EAGER:Using Network Analysis And Representational Geometry To Learn Structure-Function Relationship In Neural Networks

Over the past few years, neural networks have revolutionized the fields of computer vision and natural language processing and are now becoming commonplace in many scientific domains. Despite their successes, understanding how to design or build a neural network solution remains challenging and often results in a game of guess and check. This process is incredibly inefficient, and in the end, does not provide any insights into why a model is either good or bad.

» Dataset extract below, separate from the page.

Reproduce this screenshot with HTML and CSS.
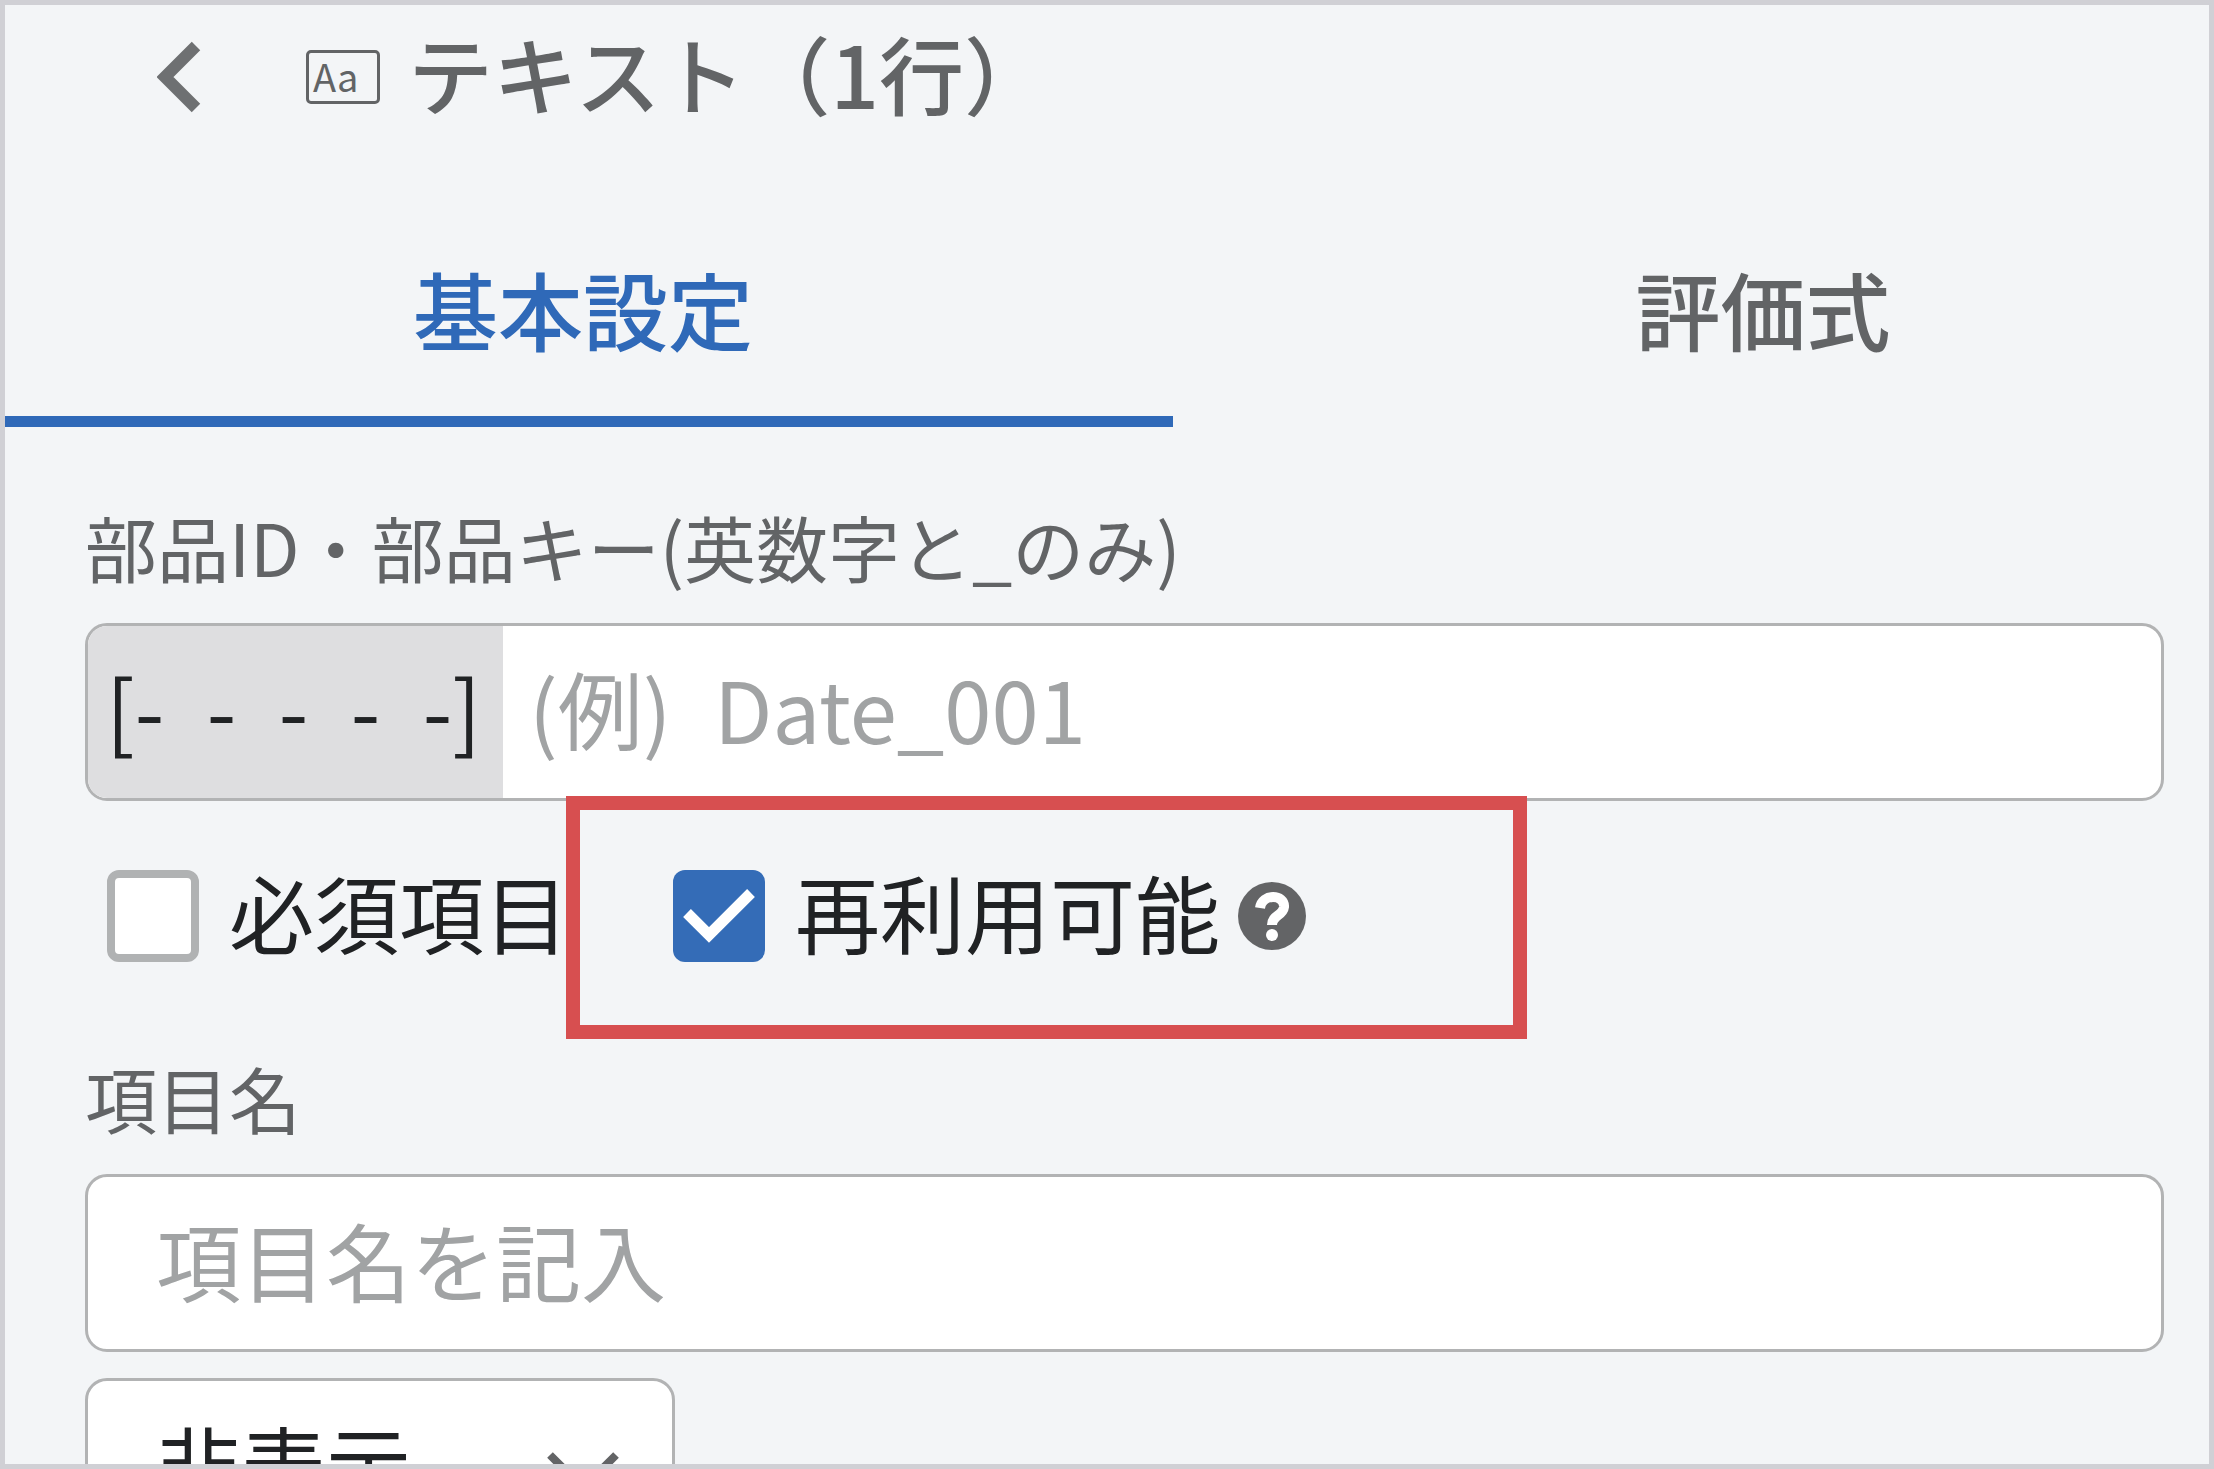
FILE: index.html
```
<!DOCTYPE html>
<html lang="ja">
<head>
  <meta charset="UTF-8" />
  <meta name="viewport" content="width=device-width, initial-scale=1.0"/>
  <title>テキスト（1行）</title>
  <link rel="stylesheet" href="styles.css">
</head>
<body>
  <div class="panel">
    <header class="panel-header">
      <button type="button" class="back" aria-label="戻る">
        <svg viewBox="0 0 44 72" width="44" height="72">
          <path d="M39 5 L8 36 L39 67" fill="none" stroke="#6e7072" stroke-width="12"/>
        </svg>
      </button>
      <span class="type-icon">Aa</span>
      <h1>テキスト（1行）</h1>
    </header>

    <nav class="tabs">
      <button type="button" class="tab active">基本設定</button>
      <button type="button" class="tab">評価式</button>
    </nav>

    <form class="settings">
      <label class="field-label" for="partId">部品ID・部品キー(英数字と_のみ)</label>
      <div class="input-group">
        <span class="prefix">[-&ensp;-&ensp;-&ensp;-&ensp;-]</span>
        <input type="text" id="partId" placeholder="(例)&ensp;Date_001" />
      </div>

      <div class="checks">
        <label class="check"><input type="checkbox" /><span>必須項目</span></label>
        <div class="reuse">
          <label class="check"><input type="checkbox" checked /><span>再利用可能</span></label>
          <button type="button" class="help" aria-label="ヘルプ">
            <svg viewBox="0 0 68 68" width="68" height="68">
              <circle cx="34" cy="34" r="34" fill="#636466"/>
              <path d="M22 26 C24 11 47 12 46 25 C45 34 34 33 34 43" fill="none" stroke="#fff" stroke-width="10"/>
              <circle cx="34" cy="53" r="6" fill="#fff"/>
            </svg>
          </button>
        </div>
      </div>

      <label class="field-label" for="itemName">項目名</label>
      <input type="text" id="itemName" class="text-input" placeholder="項目名を記入" />

      <div class="select-wrap">
        <select aria-label="表示設定">
          <option>非表示</option>
          <option>表示</option>
        </select>
        <svg class="chevron" viewBox="0 0 74 44" width="74" height="44">
          <path d="M4 4 L37 37 L70 4" fill="none" stroke="#636466" stroke-width="8"/>
        </svg>
      </div>
    </form>
  </div>
</body>
</html>
```

FILE: styles.css
```
*,
*::after {
  box-sizing: border-box;
}

body {
  margin: 0;
  font-family: "Noto Sans CJK JP", sans-serif;
  font-size: 85px;
  line-height: 124px;
  color: #202224;
}

button,
input,
select {
  font: inherit;
  color: inherit;
}

button {
  padding: 0;
  border: none;
  background: none;
  cursor: pointer;
}

.panel {
  height: 100vh;
  overflow: hidden;
  background: #f3f5f7;
  border: 5px solid #d0d0d5;
}

/* header */
.panel-header {
  display: flex;
  align-items: center;
  height: 144px;
  padding-left: 152px;
  color: #626466;
}

.back {
  display: flex;
  margin-right: 105px;
}

.type-icon {
  width: 74px;
  height: 54px;
  padding-left: 4px;
  border: 3px solid #626466;
  border-radius: 5px;
  font-size: 38px;
  line-height: 46px;
}

h1 {
  margin: 0 0 10px 28px;
  font-size: 85px;
  font-weight: 500;
}

/* tabs */
.tabs {
  display: flex;
  margin: 50px 0 60px -12px;
}

.tab {
  flex: 0 0 calc(50% + 72px);
  height: 228px;
  border-bottom: 11px solid transparent;
  font-weight: 500;
  color: #626466;
}

.tab.active {
  color: #2f69b8;
  border-bottom-color: #2f69b8;
}

/* form */
.settings {
  padding: 0 45px 0 80px;
}

.field-label {
  display: block;
  padding-bottom: 18px;
  font-size: 72px;
  line-height: 118px;
  color: #626466;
}

.input-group,
.text-input,
select {
  width: 100%;
  height: 178px;
  background: #fff;
  border: 3px solid #b2b3b4;
  border-radius: 22px;
}

.input-group {
  display: flex;
  overflow: hidden;
}

.prefix {
  display: flex;
  align-items: center;
  padding: 0 22px 10px 18px;
  background: #dedee0;
}

.input-group input {
  flex: 1;
  min-width: 0;
  padding: 0 26px 10px;
  border: none;
  background: none;
}

.text-input {
  display: block;
  padding: 0 68px 10px;
}

input::placeholder {
  color: #a1a3a4;
  opacity: 1;
}

.checks {
  display: flex;
  align-items: center;
  height: 237px;
  padding: 0 0 8px 22px;
}

.check {
  display: flex;
  align-items: center;
  gap: 30px;
  white-space: nowrap;
}

.check span {
  padding-bottom: 10px;
}

.check input {
  appearance: none;
  flex: none;
  width: 92px;
  height: 92px;
  margin: 0;
  background: #fff;
  border: 8px solid #b0b2b3;
  border-radius: 12px;
}

.check input:checked {
  border: none;
  background: #346cb7 url("data:image/svg+xml,%3Csvg xmlns='http://www.w3.org/2000/svg' viewBox='0 0 92 92'%3E%3Cpath d='M14 43 L36 65 L78 23' fill='none' stroke='white' stroke-width='11'/%3E%3C/svg%3E");
}

.reuse {
  position: relative;
  display: flex;
  align-items: center;
  gap: 18px;
  margin-left: 104px;
}

/* red frame around the reuse option */
.reuse::after {
  content: "";
  position: absolute;
  top: -53px;
  left: -107px;
  width: 961px;
  height: 243px;
  border: 14px solid #d74f50;
  pointer-events: none;
}

.help {
  display: flex;
}

.select-wrap {
  position: relative;
  width: 590px;
  margin-top: 26px;
}

select {
  appearance: none;
  display: block;
  padding: 0 68px 10px;
}

.chevron {
  position: absolute;
  right: 55px;
  top: 73px;
  pointer-events: none;
}
```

Thus, new approaches are needed to characterize the relationship between structure (how the network is constructed) and function (how the network performs on a task) in neural networks, and use this information to design learning systems that are more efficient and stable. The overarching goal of this project is to develop tools to model the relationship between the structure and function of deep neural networks.

This project will generate a rich toolkit for extracting low-dimensional features from neural networks and will produce new insights that can be used to drive progress in the future design of systems capable of modifying their own architecture to adapt to new data streams.

Given the dimensionality of the problem, the discovery of compact (low-dimensional) representations and metrics that can adequately capture signatures of ``learning'' will be critical. When learning is unsuccessful, these metrics will be used to diagnose problems inherent to the network structure, such as its depth, width, and density of connections.

The first part of the project will use tools in network science to discover how concepts such as network sparsity or path diversity between inputs and outputs affect the network's learning performance and efficiency (e.g., the number of examples required to learn a modular task, or whether the network can learn continually without catastrophic forgetting). The second part of the project will develop tools to study how the geometry of representations formed within networks can be used to predict learning outcomes.

This award reflects NSF's statutory mission and has been deemed worthy of support through evaluation using the Foundation's intellectual merit and broader impacts review criteria.